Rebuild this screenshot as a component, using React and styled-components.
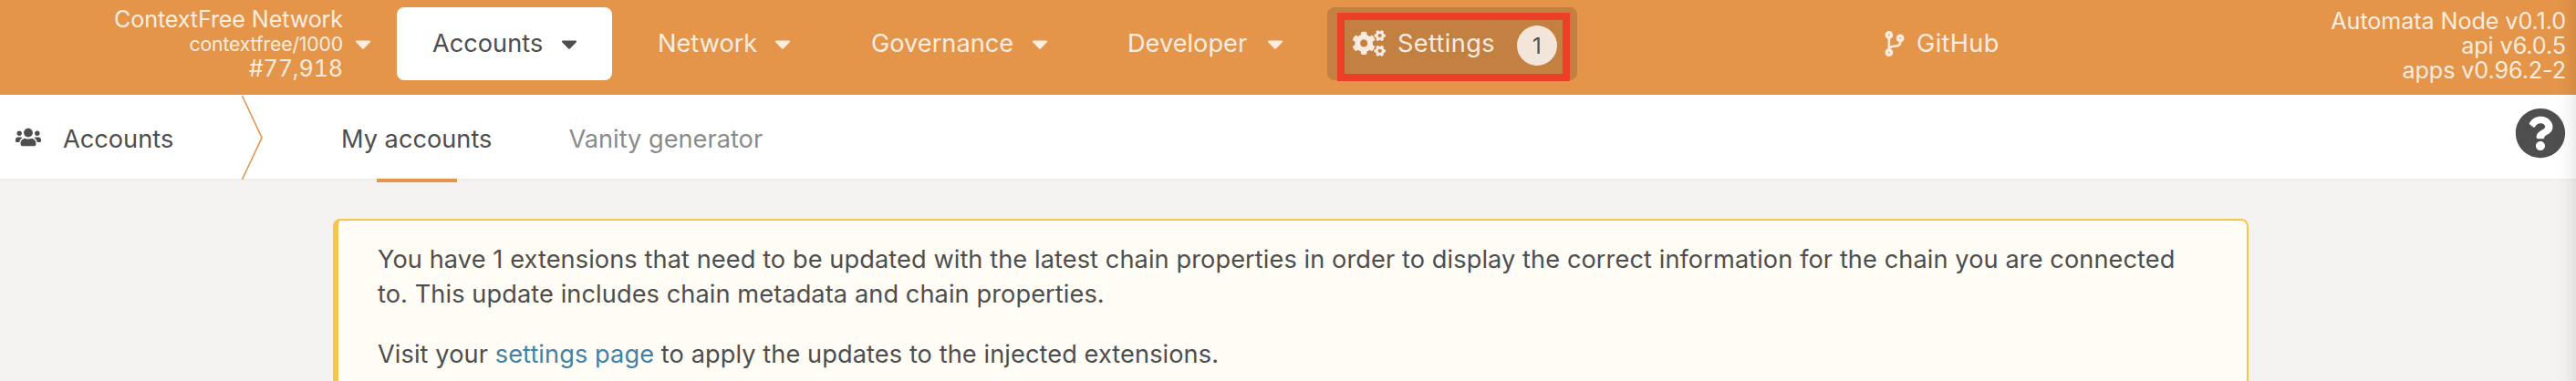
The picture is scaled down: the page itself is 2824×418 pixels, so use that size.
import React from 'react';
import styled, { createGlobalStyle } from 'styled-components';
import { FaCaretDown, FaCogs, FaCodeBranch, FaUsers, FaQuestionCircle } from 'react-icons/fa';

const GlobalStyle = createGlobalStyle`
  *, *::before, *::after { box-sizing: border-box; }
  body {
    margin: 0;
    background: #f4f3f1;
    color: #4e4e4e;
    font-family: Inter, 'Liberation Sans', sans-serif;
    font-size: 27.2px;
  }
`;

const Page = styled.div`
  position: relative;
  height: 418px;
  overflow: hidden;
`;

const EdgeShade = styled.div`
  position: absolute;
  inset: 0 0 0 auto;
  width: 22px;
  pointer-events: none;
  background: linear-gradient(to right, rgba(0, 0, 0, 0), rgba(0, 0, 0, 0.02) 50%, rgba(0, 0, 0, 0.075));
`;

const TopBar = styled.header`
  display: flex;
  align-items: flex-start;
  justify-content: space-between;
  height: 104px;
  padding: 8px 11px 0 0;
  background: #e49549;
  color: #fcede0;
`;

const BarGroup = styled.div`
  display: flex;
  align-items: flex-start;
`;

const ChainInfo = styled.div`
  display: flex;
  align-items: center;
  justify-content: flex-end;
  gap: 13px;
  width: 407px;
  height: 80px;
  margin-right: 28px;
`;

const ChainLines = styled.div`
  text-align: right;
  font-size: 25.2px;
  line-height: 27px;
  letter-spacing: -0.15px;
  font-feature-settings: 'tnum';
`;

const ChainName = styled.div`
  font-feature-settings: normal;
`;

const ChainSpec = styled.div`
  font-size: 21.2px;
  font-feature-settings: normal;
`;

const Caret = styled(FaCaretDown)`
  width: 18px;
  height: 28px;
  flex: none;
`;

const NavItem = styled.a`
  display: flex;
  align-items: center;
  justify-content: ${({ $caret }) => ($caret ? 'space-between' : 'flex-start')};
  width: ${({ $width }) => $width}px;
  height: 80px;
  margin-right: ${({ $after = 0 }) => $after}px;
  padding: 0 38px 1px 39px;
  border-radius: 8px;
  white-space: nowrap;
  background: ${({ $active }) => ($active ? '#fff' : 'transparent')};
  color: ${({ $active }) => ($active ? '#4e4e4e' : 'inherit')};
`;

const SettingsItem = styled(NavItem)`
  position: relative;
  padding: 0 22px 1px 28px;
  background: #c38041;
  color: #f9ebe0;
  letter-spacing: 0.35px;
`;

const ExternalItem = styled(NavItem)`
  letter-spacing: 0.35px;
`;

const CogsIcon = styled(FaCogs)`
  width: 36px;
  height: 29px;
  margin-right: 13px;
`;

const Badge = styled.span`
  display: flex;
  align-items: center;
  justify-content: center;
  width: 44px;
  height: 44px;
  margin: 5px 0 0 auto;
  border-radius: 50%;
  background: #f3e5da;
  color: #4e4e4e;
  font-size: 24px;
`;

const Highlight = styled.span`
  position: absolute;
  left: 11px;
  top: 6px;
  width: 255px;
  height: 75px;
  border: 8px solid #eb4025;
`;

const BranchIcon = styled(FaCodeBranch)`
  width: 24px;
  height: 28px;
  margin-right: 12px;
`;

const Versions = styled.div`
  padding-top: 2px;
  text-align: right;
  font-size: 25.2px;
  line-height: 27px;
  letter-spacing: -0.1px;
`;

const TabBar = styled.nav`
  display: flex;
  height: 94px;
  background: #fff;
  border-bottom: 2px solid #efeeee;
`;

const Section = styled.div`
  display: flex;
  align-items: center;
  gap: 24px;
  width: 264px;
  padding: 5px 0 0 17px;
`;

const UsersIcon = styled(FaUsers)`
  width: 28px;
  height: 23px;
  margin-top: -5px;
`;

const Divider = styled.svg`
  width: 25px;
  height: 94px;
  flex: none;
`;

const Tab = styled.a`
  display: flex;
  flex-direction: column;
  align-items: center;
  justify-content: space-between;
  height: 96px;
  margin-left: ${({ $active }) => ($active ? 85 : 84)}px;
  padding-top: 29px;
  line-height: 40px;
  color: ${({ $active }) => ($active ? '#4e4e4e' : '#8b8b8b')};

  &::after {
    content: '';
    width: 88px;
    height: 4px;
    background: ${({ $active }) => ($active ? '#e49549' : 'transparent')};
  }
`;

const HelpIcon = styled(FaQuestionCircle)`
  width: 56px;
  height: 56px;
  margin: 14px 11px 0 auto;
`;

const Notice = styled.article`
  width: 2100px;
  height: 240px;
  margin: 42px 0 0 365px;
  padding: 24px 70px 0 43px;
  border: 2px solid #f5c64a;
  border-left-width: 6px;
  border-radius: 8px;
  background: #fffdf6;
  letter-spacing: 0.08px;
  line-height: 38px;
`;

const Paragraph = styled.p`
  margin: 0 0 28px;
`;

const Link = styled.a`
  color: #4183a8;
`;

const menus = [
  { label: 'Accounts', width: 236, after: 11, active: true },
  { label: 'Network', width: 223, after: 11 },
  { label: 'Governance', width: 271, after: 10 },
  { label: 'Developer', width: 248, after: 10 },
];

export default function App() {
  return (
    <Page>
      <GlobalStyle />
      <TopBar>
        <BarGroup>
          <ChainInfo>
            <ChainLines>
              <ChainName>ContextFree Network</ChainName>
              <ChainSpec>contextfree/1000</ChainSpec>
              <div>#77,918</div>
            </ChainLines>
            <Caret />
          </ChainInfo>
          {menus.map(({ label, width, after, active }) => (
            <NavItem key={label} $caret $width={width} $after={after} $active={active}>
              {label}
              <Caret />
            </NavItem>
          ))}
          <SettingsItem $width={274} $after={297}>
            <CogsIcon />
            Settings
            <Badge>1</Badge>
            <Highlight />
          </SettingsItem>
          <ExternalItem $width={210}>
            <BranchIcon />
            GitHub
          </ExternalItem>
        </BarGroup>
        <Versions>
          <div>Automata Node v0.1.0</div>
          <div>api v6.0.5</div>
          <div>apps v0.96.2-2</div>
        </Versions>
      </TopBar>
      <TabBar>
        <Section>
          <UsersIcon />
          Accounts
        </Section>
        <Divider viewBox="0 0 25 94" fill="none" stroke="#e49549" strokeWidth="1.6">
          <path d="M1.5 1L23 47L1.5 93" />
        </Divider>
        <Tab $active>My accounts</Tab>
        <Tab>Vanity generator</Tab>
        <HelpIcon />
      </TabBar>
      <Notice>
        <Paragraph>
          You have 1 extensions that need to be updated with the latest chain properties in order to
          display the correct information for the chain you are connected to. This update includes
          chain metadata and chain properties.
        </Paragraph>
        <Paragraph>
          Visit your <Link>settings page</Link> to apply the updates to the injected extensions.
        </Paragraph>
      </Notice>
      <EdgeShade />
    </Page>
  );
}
* * * * *
THE PROBLEM
Quote the data exactly, leaving every image out of the copy.

TASK RESPONSE
Rebuild this screenshot as a component, using React and styled-components.
The picture is scaled down: the page itself is 2824×418 pixels, so use that size.
import React from 'react';
import styled, { createGlobalStyle } from 'styled-components';
import { FaCaretDown, FaCogs, FaCodeBranch, FaUsers, FaQuestionCircle } from 'react-icons/fa';

const GlobalStyle = createGlobalStyle`
  *, *::before, *::after { box-sizing: border-box; }
  body {
    margin: 0;
    background: #f4f3f1;
    color: #4e4e4e;
    font-family: Inter, 'Liberation Sans', sans-serif;
    font-size: 27.2px;
  }
`;

const Page = styled.div`
  position: relative;
  height: 418px;
  overflow: hidden;
`;

const EdgeShade = styled.div`
  position: absolute;
  inset: 0 0 0 auto;
  width: 22px;
  pointer-events: none;
  background: linear-gradient(to right, rgba(0, 0, 0, 0), rgba(0, 0, 0, 0.02) 50%, rgba(0, 0, 0, 0.075));
`;

const TopBar = styled.header`
  display: flex;
  align-items: flex-start;
  justify-content: space-between;
  height: 104px;
  padding: 8px 11px 0 0;
  background: #e49549;
  color: #fcede0;
`;

const BarGroup = styled.div`
  display: flex;
  align-items: flex-start;
`;

const ChainInfo = styled.div`
  display: flex;
  align-items: center;
  justify-content: flex-end;
  gap: 13px;
  width: 407px;
  height: 80px;
  margin-right: 28px;
`;

const ChainLines = styled.div`
  text-align: right;
  font-size: 25.2px;
  line-height: 27px;
  letter-spacing: -0.15px;
  font-feature-settings: 'tnum';
`;

const ChainName = styled.div`
  font-feature-settings: normal;
`;

const ChainSpec = styled.div`
  font-size: 21.2px;
  font-feature-settings: normal;
`;

const Caret = styled(FaCaretDown)`
  width: 18px;
  height: 28px;
  flex: none;
`;

const NavItem = styled.a`
  display: flex;
  align-items: center;
  justify-content: ${({ $caret }) => ($caret ? 'space-between' : 'flex-start')};
  width: ${({ $width }) => $width}px;
  height: 80px;
  margin-right: ${({ $after = 0 }) => $after}px;
  padding: 0 38px 1px 39px;
  border-radius: 8px;
  white-space: nowrap;
  background: ${({ $active }) => ($active ? '#fff' : 'transparent')};
  color: ${({ $active }) => ($active ? '#4e4e4e' : 'inherit')};
`;

const SettingsItem = styled(NavItem)`
  position: relative;
  padding: 0 22px 1px 28px;
  background: #c38041;
  color: #f9ebe0;
  letter-spacing: 0.35px;
`;

const ExternalItem = styled(NavItem)`
  letter-spacing: 0.35px;
`;

const CogsIcon = styled(FaCogs)`
  width: 36px;
  height: 29px;
  margin-right: 13px;
`;

const Badge = styled.span`
  display: flex;
  align-items: center;
  justify-content: center;
  width: 44px;
  height: 44px;
  margin: 5px 0 0 auto;
  border-radius: 50%;
  background: #f3e5da;
  color: #4e4e4e;
  font-size: 24px;
`;

const Highlight = styled.span`
  position: absolute;
  left: 11px;
  top: 6px;
  width: 255px;
  height: 75px;
  border: 8px solid #eb4025;
`;

const BranchIcon = styled(FaCodeBranch)`
  width: 24px;
  height: 28px;
  margin-right: 12px;
`;

const Versions = styled.div`
  padding-top: 2px;
  text-align: right;
  font-size: 25.2px;
  line-height: 27px;
  letter-spacing: -0.1px;
`;

const TabBar = styled.nav`
  display: flex;
  height: 94px;
  background: #fff;
  border-bottom: 2px solid #efeeee;
`;

const Section = styled.div`
  display: flex;
  align-items: center;
  gap: 24px;
  width: 264px;
  padding: 5px 0 0 17px;
`;

const UsersIcon = styled(FaUsers)`
  width: 28px;
  height: 23px;
  margin-top: -5px;
`;

const Divider = styled.svg`
  width: 25px;
  height: 94px;
  flex: none;
`;

const Tab = styled.a`
  display: flex;
  flex-direction: column;
  align-items: center;
  justify-content: space-between;
  height: 96px;
  margin-left: ${({ $active }) => ($active ? 85 : 84)}px;
  padding-top: 29px;
  line-height: 40px;
  color: ${({ $active }) => ($active ? '#4e4e4e' : '#8b8b8b')};

  &::after {
    content: '';
    width: 88px;
    height: 4px;
    background: ${({ $active }) => ($active ? '#e49549' : 'transparent')};
  }
`;

const HelpIcon = styled(FaQuestionCircle)`
  width: 56px;
  height: 56px;
  margin: 14px 11px 0 auto;
`;

const Notice = styled.article`
  width: 2100px;
  height: 240px;
  margin: 42px 0 0 365px;
  padding: 24px 70px 0 43px;
  border: 2px solid #f5c64a;
  border-left-width: 6px;
  border-radius: 8px;
  background: #fffdf6;
  letter-spacing: 0.08px;
  line-height: 38px;
`;

const Paragraph = styled.p`
  margin: 0 0 28px;
`;

const Link = styled.a`
  color: #4183a8;
`;

const menus = [
  { label: 'Accounts', width: 236, after: 11, active: true },
  { label: 'Network', width: 223, after: 11 },
  { label: 'Governance', width: 271, after: 10 },
  { label: 'Developer', width: 248, after: 10 },
];

export default function App() {
  return (
    <Page>
      <GlobalStyle />
      <TopBar>
        <BarGroup>
          <ChainInfo>
            <ChainLines>
              <ChainName>ContextFree Network</ChainName>
              <ChainSpec>contextfree/1000</ChainSpec>
              <div>#77,918</div>
            </ChainLines>
            <Caret />
          </ChainInfo>
          {menus.map(({ label, width, after, active }) => (
            <NavItem key={label} $caret $width={width} $after={after} $active={active}>
              {label}
              <Caret />
            </NavItem>
          ))}
          <SettingsItem $width={274} $after={297}>
            <CogsIcon />
            Settings
            <Badge>1</Badge>
            <Highlight />
          </SettingsItem>
          <ExternalItem $width={210}>
            <BranchIcon />
            GitHub
          </ExternalItem>
        </BarGroup>
        <Versions>
          <div>Automata Node v0.1.0</div>
          <div>api v6.0.5</div>
          <div>apps v0.96.2-2</div>
        </Versions>
      </TopBar>
      <TabBar>
        <Section>
          <UsersIcon />
          Accounts
        </Section>
        <Divider viewBox="0 0 25 94" fill="none" stroke="#e49549" strokeWidth="1.6">
          <path d="M1.5 1L23 47L1.5 93" />
        </Divider>
        <Tab $active>My accounts</Tab>
        <Tab>Vanity generator</Tab>
        <HelpIcon />
      </TabBar>
      <Notice>
        <Paragraph>
          You have 1 extensions that need to be updated with the latest chain properties in order to
          display the correct information for the chain you are connected to. This update includes
          chain metadata and chain properties.
        </Paragraph>
        <Paragraph>
          Visit your <Link>settings page</Link> to apply the updates to the injected extensions.
        </Paragraph>
      </Notice>
      <EdgeShade />
    </Page>
  );
}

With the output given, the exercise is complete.